The Supreme Court of the State of Pennsylvania in construing the word “ amusement ” in the case of Fierro v. Williamsport (384 Pa. 568, 570) stated: “ Obviously and literally, the word ‘ amusement ’ includes juke boxes or any other form of mechanical or electronic device for which admission is charged or paid.” The devices owned and operated by the plaintiff come within these definitions, and the plaintiff itself, in its complaint, terms these devices as “ coin-operated amusement devices.” Obviously then, those devices are facilities for amusement or entertainment and the charge paid for their use comes within the definition of “ admission charge ” in section 1101 (subd. [d], par. [2]) of article 28 of the Tax Law.

The tax imposed by section 1105 (subd. [f], par. [1]) of the Tax Law is, however, upon any admission charge to or for the use of any place of amusement in the State. A coin-operated amusement device, however, is not a place of amusement as such term is defined in section 1101 (subd. [d], par. [10]). Such device would constitute a facility for entertainment or amusement, but not a place where such facilities are provided.

The taxes imposed by section 1105 (subds. [b], [c], [d] and [e]) of the Tax Law are clearly not applicable to the use or operation of coin-operated amusement devices. Section 1105 (subd. [a]) of the Tax Law imposes a tax upon every retail sale of tangible property except as otherwise provided in article 28. A sale includes a license to use for a consideration (Tax Law, § 1101, subd. [b], par. [5]). The word license is by definition a right or permission or authority to do or forbear an act.

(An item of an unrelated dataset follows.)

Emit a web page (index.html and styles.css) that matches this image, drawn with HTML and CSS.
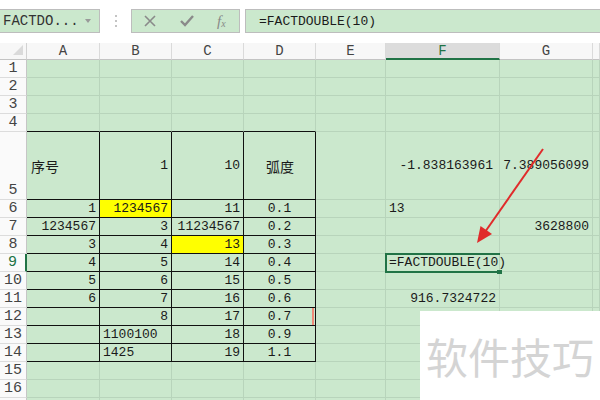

Analyzing the facts in the case at bar, it appears that the plaintiff authorizes, empowers, or permits the general public and, in particular, the patrons of the establishments where its amusement devices are located, to use such devices, provided the user inserts the proper amount of coins in consideration for such use. The plaintiff’s operations then amount to the granting of licenses to use tangible personal property for a consideration. The proceeds of the plaintiff’s coin-operated amusement devices, are, therefore, taxable as retail sales under section 1105 (subd. [a]) of article 28 of the Tax Law.